2. Plant food. Plants such as rosebushes, azaleas, rhododendrons, evergreen and camellias that prefer acidic soils will appreciate the leftovers from your morning cup. Also, grounds can add nutrients to your compost bin.

3. Insect repellant. Sprinkle old grounds around places you don’t want ants, or on the ant piles themselves. The little buggers will move on or stay away. Used grounds are also said to repel snails and slugs.

4. Dye. By steeping grounds in hot water, you can make brown dye for fabric, paper and even Easter eggs.

5. Furniture scratch cover-up. Steep grounds and apply a bit of the liquid to furniture scratches with a Q-tip.

6. Cleaning product. As they’re slightly abrasive, grounds can be used as a scouring agent for greasy and grimy stain-resistant objects.

7. Kitty repellent. To keep kitty from using the garden as her personal powder room, sprinkle grounds mixed with orange peels around your plants.

8. Boost your carrot harvest. Mixing fresh grounds with the tiny seeds makes them easier to sow and may repel root maggots and other wee beasties.

9. Dust inhibitor. Before you clean out the fireplace, toss wet coffee grounds over the ashes to keep the ash dust under control.
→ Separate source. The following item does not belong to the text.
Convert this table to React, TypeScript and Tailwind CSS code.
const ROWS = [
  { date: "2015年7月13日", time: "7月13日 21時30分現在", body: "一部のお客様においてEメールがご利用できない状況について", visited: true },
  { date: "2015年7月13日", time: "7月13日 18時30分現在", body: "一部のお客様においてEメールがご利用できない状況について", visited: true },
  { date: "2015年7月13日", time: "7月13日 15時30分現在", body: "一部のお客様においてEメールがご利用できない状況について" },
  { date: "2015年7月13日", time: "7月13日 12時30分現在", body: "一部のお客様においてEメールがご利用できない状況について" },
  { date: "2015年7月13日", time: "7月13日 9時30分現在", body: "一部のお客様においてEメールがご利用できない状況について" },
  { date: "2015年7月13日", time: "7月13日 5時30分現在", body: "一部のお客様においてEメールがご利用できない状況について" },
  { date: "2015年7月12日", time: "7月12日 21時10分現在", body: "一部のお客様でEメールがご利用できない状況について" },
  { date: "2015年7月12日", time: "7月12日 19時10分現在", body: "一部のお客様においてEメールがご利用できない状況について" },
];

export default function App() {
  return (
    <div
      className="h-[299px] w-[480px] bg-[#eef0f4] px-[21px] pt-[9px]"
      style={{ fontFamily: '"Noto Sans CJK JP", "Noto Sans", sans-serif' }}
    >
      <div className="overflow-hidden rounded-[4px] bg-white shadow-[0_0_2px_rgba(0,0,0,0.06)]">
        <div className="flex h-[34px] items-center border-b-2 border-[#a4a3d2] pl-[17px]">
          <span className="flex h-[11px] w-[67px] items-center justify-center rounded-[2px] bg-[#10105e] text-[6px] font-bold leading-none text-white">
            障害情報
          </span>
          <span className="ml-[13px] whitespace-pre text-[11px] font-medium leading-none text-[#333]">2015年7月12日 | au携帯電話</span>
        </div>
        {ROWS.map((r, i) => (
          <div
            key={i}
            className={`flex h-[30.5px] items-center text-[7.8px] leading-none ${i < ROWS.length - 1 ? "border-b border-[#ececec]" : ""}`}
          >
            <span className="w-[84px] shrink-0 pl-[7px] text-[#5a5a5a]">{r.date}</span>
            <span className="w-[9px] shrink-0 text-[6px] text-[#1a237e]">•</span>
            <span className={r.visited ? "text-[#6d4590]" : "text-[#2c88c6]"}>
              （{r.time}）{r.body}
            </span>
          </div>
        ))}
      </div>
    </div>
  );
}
10. Cellulite reducer. I kid you not.  We’re supposed to mix 1/4 cup warm, used coffee grounds with 1 tablespoon of olive oil, then, while standing over an old towel or newspaper, we’re to apply the mixture to our “problem areas”. Next, wrap the areas with shrink wrap and leave on for several minutes. Unwind the wrap, brush loose grounds off our skin and then shower with warm water. For best results, it is recommended to repeat this procedure twice a week. A little weird to be sure, but as high priced cellulite creams actually have coffee in them, it just might work.